OBJECTIVE → Print the whole listing exactly.

STORED DATA →
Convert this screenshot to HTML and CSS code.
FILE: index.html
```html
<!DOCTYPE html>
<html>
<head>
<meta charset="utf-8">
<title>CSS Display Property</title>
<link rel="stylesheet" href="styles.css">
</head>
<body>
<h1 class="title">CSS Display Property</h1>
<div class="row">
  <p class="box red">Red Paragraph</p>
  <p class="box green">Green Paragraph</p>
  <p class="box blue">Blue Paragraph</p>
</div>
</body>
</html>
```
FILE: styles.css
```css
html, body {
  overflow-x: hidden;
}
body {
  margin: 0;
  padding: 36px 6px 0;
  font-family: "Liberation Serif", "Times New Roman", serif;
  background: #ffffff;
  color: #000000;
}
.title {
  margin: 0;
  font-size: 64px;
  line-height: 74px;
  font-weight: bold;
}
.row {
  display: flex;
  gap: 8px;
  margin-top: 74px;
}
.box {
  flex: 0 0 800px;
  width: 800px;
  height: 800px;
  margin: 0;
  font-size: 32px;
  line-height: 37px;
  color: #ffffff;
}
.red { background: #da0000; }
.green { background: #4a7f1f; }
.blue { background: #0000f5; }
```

FINAL ANSWER →
Convert this screenshot to HTML and CSS code.
FILE: index.html
```html
<!DOCTYPE html>
<html>
<head>
<meta charset="utf-8">
<title>CSS Display Property</title>
<link rel="stylesheet" href="styles.css">
</head>
<body>
<h1 class="title">CSS Display Property</h1>
<div class="row">
  <p class="box red">Red Paragraph</p>
  <p class="box green">Green Paragraph</p>
  <p class="box blue">Blue Paragraph</p>
</div>
</body>
</html>
```
FILE: styles.css
```css
html, body {
  overflow-x: hidden;
}
body {
  margin: 0;
  padding: 36px 6px 0;
  font-family: "Liberation Serif", "Times New Roman", serif;
  background: #ffffff;
  color: #000000;
}
.title {
  margin: 0;
  font-size: 64px;
  line-height: 74px;
  font-weight: bold;
}
.row {
  display: flex;
  gap: 8px;
  margin-top: 74px;
}
.box {
  flex: 0 0 800px;
  width: 800px;
  height: 800px;
  margin: 0;
  font-size: 32px;
  line-height: 37px;
  color: #ffffff;
}
.red { background: #da0000; }
.green { background: #4a7f1f; }
.blue { background: #0000f5; }
```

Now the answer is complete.